ENTRIES:
-------
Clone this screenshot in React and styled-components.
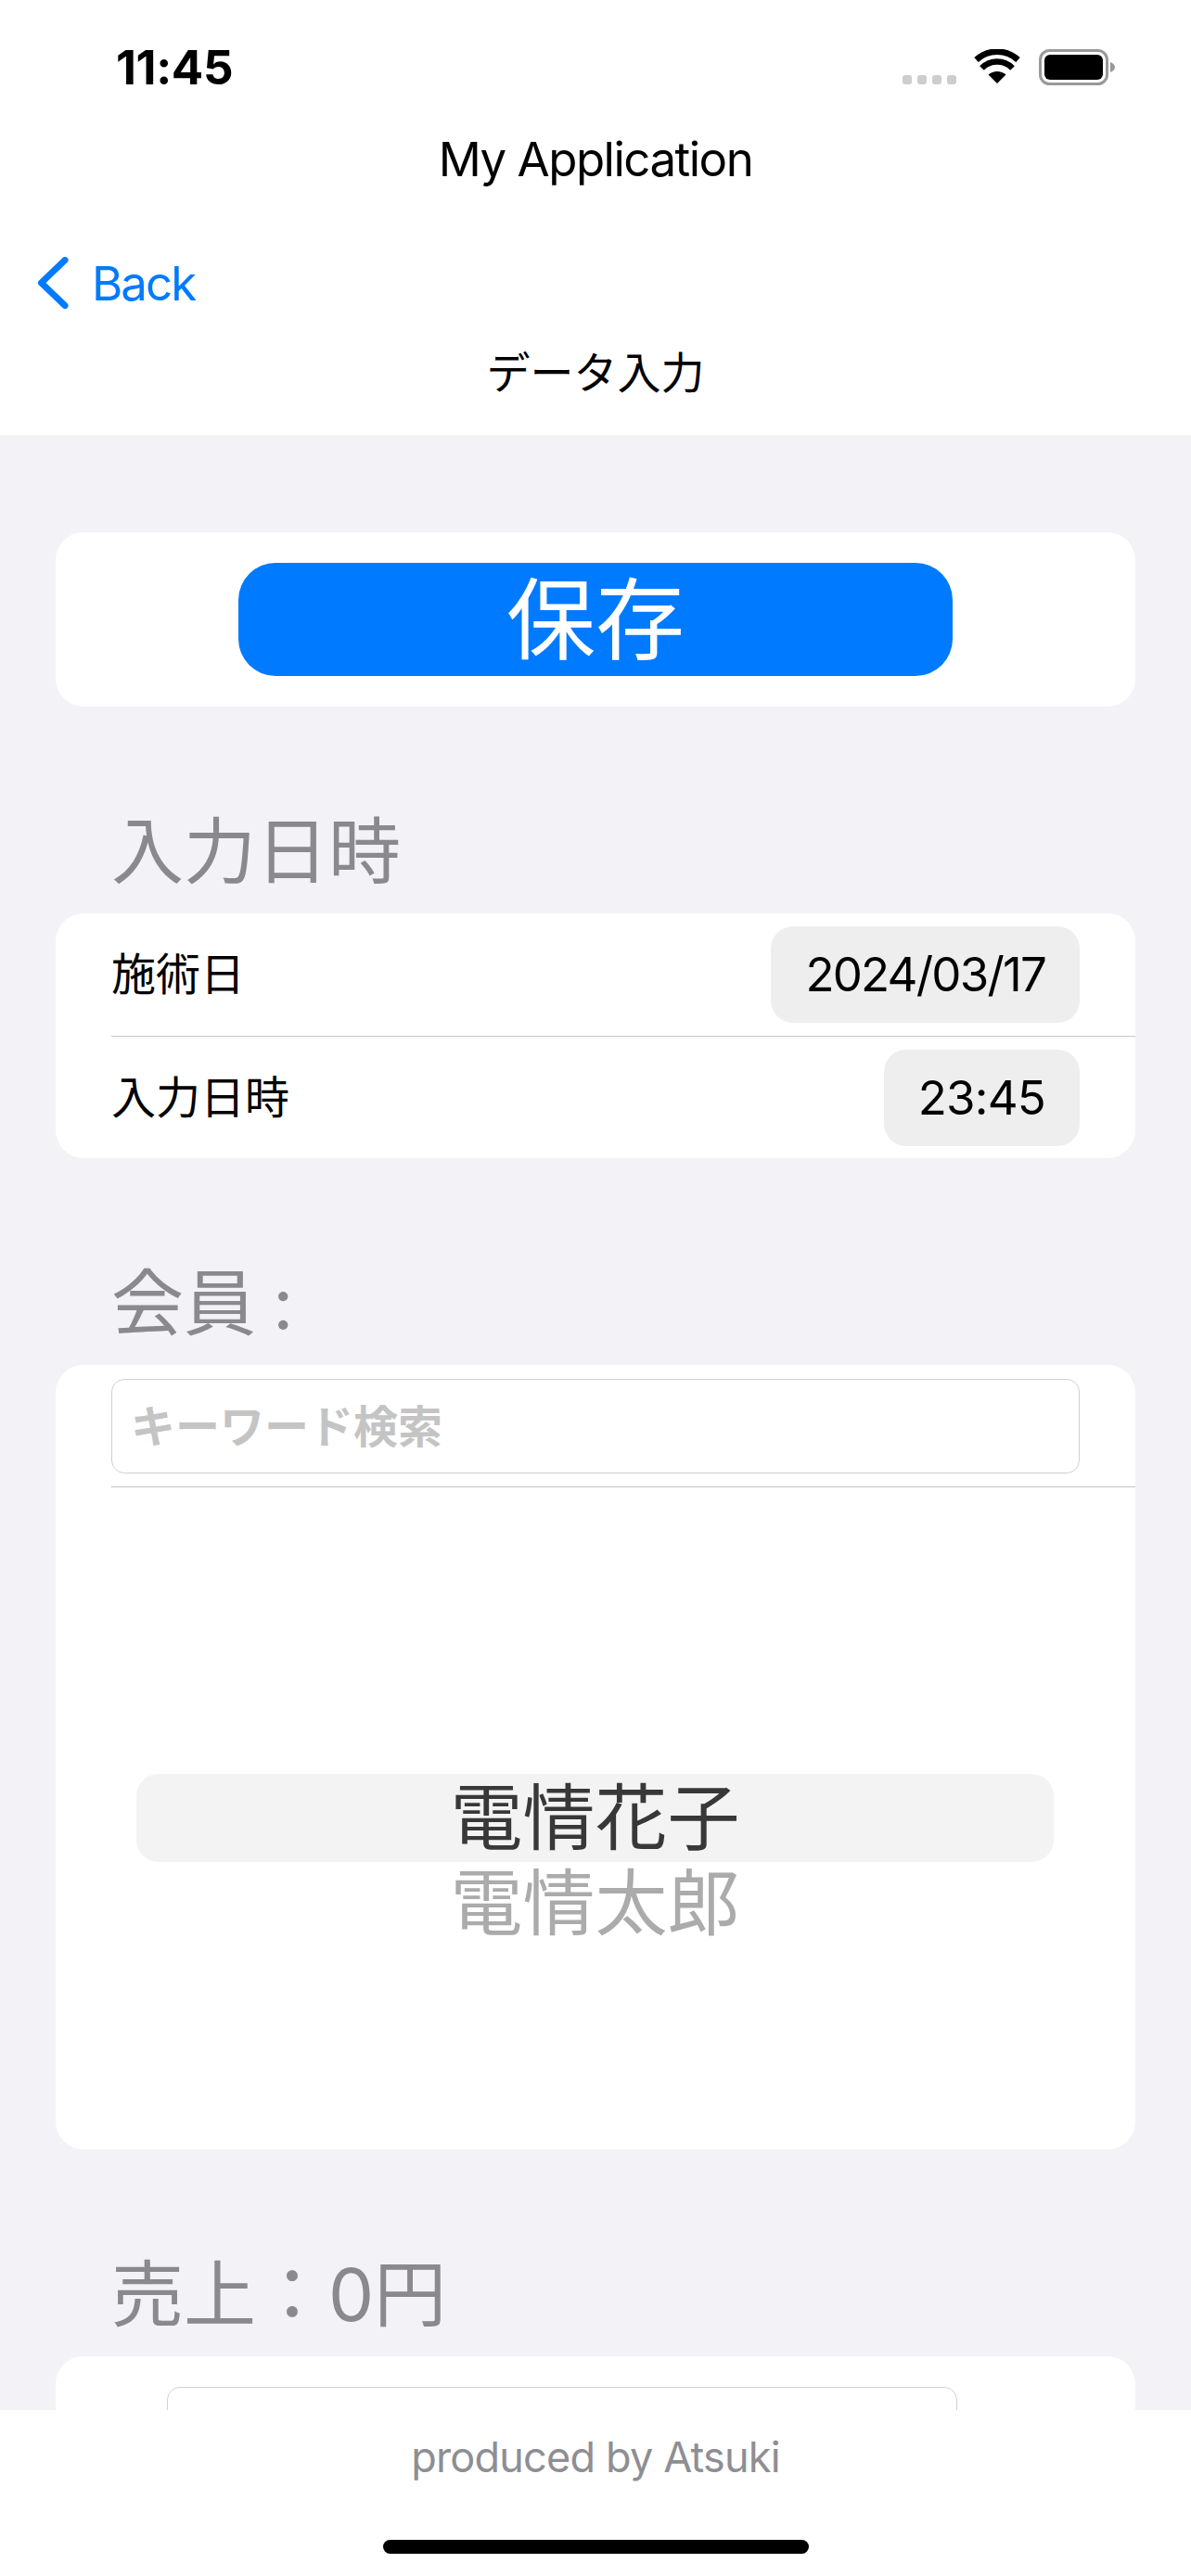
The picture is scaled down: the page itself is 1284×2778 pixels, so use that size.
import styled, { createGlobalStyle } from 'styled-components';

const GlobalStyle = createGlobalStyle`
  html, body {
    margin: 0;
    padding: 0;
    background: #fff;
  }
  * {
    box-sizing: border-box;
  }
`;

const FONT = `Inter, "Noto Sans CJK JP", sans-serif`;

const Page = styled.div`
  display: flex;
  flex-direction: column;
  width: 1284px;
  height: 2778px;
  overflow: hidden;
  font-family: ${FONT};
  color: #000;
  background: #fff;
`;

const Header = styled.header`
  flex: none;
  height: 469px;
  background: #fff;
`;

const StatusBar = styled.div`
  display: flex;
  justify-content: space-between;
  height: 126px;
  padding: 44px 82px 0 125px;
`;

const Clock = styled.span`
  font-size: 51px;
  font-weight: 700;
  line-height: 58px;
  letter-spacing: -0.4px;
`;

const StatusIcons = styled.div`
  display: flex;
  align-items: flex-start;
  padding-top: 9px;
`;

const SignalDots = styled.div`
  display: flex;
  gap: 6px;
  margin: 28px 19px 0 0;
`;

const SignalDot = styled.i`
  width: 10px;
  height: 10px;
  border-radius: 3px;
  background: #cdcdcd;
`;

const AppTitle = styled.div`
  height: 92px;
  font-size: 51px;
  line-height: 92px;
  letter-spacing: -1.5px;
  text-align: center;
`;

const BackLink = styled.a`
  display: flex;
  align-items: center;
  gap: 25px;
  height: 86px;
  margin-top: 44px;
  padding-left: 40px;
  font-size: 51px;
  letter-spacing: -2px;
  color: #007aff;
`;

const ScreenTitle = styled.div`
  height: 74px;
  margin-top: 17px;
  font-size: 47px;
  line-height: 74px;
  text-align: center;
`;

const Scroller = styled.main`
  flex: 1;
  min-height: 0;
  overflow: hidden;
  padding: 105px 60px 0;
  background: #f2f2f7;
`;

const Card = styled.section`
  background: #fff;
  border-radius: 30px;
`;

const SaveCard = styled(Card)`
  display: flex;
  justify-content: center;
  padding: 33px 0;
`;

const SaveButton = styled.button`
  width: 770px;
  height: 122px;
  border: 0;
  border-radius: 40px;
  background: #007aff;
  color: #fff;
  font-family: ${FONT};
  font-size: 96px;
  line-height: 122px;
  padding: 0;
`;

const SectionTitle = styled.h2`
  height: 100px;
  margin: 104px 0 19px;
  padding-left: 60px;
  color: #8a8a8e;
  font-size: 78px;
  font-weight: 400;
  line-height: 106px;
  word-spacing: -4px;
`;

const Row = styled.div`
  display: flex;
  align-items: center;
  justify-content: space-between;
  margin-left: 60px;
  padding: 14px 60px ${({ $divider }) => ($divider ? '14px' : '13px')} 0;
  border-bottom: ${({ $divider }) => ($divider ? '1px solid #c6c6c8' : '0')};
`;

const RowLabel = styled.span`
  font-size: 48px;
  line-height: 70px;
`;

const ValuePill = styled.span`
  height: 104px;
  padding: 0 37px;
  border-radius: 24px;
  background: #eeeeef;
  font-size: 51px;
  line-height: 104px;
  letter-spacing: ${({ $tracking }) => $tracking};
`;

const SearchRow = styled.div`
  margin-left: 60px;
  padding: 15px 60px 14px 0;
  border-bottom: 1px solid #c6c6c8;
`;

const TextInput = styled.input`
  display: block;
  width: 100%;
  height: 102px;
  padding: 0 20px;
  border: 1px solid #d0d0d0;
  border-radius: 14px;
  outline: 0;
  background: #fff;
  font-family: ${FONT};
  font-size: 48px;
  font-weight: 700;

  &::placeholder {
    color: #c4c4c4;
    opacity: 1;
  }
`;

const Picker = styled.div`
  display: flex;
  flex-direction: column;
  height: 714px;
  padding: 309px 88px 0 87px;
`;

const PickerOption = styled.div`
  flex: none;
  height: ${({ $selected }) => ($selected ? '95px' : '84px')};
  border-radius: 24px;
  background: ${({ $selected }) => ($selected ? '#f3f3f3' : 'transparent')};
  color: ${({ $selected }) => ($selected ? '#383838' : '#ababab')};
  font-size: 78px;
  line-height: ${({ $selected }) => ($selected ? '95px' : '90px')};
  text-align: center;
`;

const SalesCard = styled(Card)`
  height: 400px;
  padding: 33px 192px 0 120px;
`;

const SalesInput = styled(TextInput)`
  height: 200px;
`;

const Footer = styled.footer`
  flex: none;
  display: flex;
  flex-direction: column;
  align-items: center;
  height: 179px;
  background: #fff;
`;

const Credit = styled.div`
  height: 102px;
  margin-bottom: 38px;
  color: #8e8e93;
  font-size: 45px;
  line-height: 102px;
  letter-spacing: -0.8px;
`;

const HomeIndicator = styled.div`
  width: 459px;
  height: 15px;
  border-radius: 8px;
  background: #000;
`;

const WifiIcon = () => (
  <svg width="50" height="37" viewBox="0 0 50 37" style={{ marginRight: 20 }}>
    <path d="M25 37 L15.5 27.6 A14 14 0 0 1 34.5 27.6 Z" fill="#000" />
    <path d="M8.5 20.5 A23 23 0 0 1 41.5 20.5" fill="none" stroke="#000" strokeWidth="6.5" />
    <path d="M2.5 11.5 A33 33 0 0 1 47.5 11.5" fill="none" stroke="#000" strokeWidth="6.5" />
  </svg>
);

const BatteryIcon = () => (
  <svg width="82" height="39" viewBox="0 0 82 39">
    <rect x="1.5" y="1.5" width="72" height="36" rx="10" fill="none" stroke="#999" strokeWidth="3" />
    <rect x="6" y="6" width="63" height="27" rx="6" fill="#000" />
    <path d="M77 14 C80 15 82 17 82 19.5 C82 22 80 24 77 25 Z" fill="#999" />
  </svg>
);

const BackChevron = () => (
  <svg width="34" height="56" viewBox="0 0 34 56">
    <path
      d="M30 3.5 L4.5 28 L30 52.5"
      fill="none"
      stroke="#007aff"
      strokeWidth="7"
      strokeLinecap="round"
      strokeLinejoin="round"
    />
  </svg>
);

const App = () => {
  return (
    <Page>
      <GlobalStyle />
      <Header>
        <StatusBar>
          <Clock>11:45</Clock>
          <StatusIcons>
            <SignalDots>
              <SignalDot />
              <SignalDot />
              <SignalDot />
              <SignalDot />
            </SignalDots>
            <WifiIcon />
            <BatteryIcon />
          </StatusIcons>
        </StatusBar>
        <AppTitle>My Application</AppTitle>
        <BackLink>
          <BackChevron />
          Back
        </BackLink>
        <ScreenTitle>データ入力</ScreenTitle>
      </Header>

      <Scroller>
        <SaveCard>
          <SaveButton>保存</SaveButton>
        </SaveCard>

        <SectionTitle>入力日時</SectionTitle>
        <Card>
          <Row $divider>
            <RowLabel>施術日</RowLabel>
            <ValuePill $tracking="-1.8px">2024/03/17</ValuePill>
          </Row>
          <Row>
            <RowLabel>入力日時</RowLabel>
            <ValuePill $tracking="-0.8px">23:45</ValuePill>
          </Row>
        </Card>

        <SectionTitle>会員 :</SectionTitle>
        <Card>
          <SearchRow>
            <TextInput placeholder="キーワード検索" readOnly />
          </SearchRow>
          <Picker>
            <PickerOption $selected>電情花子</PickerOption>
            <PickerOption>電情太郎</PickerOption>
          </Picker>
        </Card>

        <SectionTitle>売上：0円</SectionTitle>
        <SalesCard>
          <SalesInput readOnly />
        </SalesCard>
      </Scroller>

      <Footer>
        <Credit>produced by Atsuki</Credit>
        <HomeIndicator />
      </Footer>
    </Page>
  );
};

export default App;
-------
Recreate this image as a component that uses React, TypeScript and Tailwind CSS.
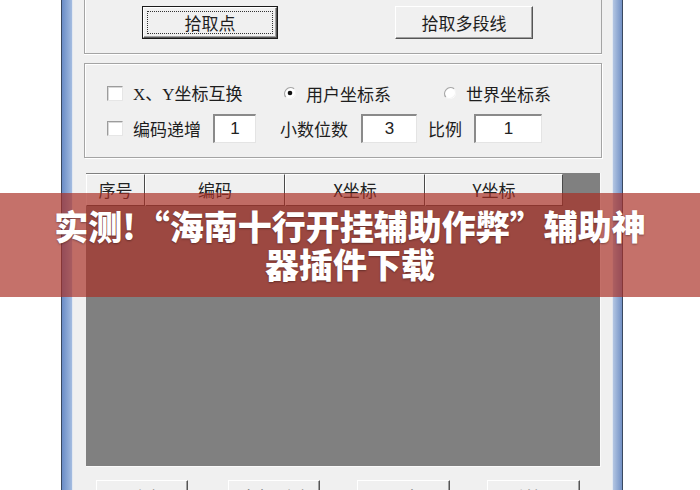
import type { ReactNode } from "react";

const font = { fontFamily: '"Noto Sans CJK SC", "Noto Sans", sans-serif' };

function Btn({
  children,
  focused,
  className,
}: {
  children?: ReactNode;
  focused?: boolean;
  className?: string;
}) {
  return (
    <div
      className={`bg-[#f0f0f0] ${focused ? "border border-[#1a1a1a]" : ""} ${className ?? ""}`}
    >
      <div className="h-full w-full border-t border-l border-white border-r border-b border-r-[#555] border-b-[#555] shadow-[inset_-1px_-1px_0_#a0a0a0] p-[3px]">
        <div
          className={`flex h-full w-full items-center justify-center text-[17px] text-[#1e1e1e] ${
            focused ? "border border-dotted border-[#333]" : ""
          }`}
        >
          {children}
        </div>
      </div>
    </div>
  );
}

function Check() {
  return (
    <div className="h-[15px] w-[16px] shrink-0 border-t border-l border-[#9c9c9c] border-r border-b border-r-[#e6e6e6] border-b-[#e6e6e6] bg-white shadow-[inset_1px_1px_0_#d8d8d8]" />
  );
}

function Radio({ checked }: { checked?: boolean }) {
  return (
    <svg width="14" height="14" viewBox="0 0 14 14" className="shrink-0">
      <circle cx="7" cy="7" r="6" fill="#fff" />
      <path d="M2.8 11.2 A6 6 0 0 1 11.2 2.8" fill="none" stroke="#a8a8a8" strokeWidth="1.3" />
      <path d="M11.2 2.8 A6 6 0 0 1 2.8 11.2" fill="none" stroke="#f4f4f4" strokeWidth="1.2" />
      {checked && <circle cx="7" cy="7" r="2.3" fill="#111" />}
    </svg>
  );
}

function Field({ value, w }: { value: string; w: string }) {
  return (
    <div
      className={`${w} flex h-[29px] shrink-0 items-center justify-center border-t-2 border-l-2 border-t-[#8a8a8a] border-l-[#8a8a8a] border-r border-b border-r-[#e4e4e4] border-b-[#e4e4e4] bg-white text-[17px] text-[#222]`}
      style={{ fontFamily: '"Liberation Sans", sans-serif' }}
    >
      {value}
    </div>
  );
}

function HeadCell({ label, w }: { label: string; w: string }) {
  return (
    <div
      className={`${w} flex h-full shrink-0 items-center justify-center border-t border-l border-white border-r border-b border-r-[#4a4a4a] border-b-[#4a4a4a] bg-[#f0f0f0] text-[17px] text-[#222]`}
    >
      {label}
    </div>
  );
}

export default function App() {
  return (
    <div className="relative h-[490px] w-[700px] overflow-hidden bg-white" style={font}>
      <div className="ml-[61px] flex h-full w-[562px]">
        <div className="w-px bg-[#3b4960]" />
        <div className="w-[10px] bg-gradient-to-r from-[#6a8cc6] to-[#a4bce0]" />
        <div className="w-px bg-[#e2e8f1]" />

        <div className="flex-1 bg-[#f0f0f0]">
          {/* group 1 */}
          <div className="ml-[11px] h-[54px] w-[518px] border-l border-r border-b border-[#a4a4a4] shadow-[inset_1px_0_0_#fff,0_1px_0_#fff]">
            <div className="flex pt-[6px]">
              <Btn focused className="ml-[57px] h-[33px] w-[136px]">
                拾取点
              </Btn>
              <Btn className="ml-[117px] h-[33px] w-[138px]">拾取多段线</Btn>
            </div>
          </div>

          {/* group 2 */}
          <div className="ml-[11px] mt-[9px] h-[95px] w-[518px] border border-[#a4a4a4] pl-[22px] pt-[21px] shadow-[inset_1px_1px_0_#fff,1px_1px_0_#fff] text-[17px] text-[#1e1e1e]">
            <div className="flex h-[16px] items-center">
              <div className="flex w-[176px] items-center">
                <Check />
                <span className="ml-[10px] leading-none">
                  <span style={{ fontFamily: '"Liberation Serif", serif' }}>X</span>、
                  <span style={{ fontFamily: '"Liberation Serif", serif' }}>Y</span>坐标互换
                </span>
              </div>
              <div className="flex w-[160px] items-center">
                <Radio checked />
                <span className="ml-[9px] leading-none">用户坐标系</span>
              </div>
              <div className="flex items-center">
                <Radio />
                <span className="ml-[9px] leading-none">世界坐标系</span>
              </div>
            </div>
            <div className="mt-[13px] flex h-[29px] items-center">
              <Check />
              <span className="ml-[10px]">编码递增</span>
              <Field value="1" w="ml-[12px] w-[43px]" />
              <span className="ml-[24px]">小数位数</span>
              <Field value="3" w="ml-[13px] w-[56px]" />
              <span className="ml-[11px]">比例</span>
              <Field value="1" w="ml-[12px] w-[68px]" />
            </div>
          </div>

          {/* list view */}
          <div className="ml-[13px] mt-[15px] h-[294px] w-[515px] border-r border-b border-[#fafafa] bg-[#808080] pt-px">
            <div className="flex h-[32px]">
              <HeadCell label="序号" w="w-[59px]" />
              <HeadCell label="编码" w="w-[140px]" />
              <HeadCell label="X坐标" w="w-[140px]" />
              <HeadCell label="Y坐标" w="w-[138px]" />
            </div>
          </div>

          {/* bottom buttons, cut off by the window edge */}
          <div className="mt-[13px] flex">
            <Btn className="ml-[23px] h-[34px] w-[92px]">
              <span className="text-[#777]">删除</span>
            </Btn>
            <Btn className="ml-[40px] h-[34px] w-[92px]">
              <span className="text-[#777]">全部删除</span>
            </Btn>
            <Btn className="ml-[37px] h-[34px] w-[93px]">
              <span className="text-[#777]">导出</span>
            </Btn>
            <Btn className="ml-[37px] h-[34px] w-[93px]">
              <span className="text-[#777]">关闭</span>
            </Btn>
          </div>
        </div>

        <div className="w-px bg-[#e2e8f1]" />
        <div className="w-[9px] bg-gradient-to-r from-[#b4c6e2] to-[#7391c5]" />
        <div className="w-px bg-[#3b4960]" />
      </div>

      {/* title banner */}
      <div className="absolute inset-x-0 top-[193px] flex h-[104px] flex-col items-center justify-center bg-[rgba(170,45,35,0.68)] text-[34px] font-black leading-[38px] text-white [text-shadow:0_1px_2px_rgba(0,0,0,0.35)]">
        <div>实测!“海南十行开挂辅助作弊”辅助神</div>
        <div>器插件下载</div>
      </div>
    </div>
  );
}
-------
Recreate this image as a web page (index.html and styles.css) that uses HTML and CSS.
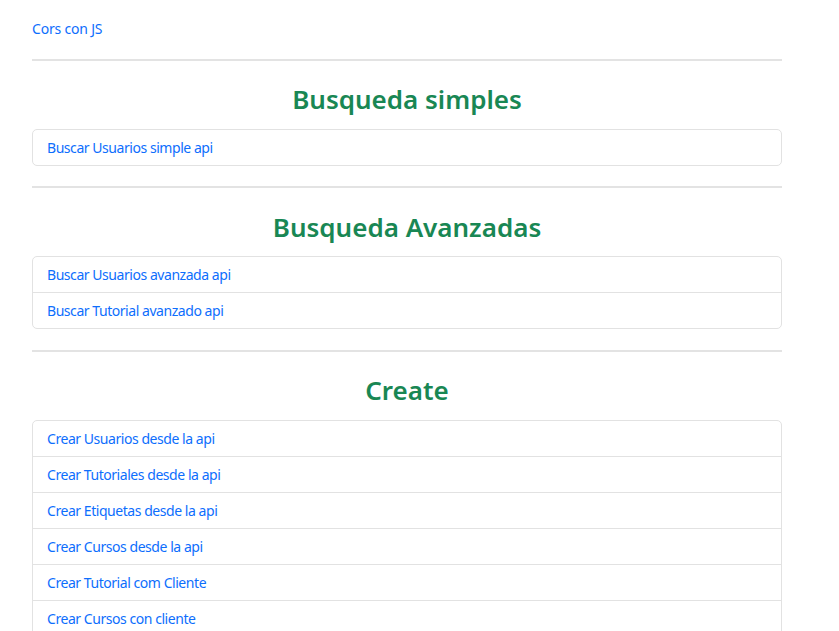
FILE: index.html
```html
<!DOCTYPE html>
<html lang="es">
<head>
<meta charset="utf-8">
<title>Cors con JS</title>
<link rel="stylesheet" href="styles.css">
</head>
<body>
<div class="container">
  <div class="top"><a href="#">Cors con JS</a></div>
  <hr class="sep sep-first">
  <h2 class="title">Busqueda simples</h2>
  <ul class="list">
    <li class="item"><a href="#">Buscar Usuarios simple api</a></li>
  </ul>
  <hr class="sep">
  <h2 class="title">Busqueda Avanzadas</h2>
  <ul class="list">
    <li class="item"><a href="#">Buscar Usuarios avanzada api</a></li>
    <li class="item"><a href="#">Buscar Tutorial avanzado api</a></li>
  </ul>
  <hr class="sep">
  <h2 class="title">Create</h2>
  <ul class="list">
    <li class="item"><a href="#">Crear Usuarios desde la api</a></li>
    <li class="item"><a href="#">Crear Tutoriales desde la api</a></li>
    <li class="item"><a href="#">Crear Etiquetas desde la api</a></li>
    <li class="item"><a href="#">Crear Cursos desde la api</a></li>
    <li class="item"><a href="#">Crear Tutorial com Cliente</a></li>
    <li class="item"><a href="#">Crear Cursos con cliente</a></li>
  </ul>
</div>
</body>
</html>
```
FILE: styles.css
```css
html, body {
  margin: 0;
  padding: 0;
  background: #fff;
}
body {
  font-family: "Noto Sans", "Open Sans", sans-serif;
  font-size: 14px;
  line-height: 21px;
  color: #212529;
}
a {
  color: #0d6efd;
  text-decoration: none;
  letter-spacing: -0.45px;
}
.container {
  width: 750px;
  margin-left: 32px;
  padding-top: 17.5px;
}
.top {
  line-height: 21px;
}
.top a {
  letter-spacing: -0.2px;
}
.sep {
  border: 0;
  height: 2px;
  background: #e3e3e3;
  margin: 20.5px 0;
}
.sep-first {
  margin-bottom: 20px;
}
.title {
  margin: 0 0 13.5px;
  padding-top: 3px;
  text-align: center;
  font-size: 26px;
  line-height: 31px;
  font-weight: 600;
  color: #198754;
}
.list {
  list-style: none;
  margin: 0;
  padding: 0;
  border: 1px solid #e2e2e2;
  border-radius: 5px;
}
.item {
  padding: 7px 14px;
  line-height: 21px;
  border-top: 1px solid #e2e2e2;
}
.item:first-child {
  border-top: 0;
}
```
-------
TASK INSTRUCTIONS: Using the material above, state how many lines include the string "this". Answer with a single number.

WRITTEN REPLY: 3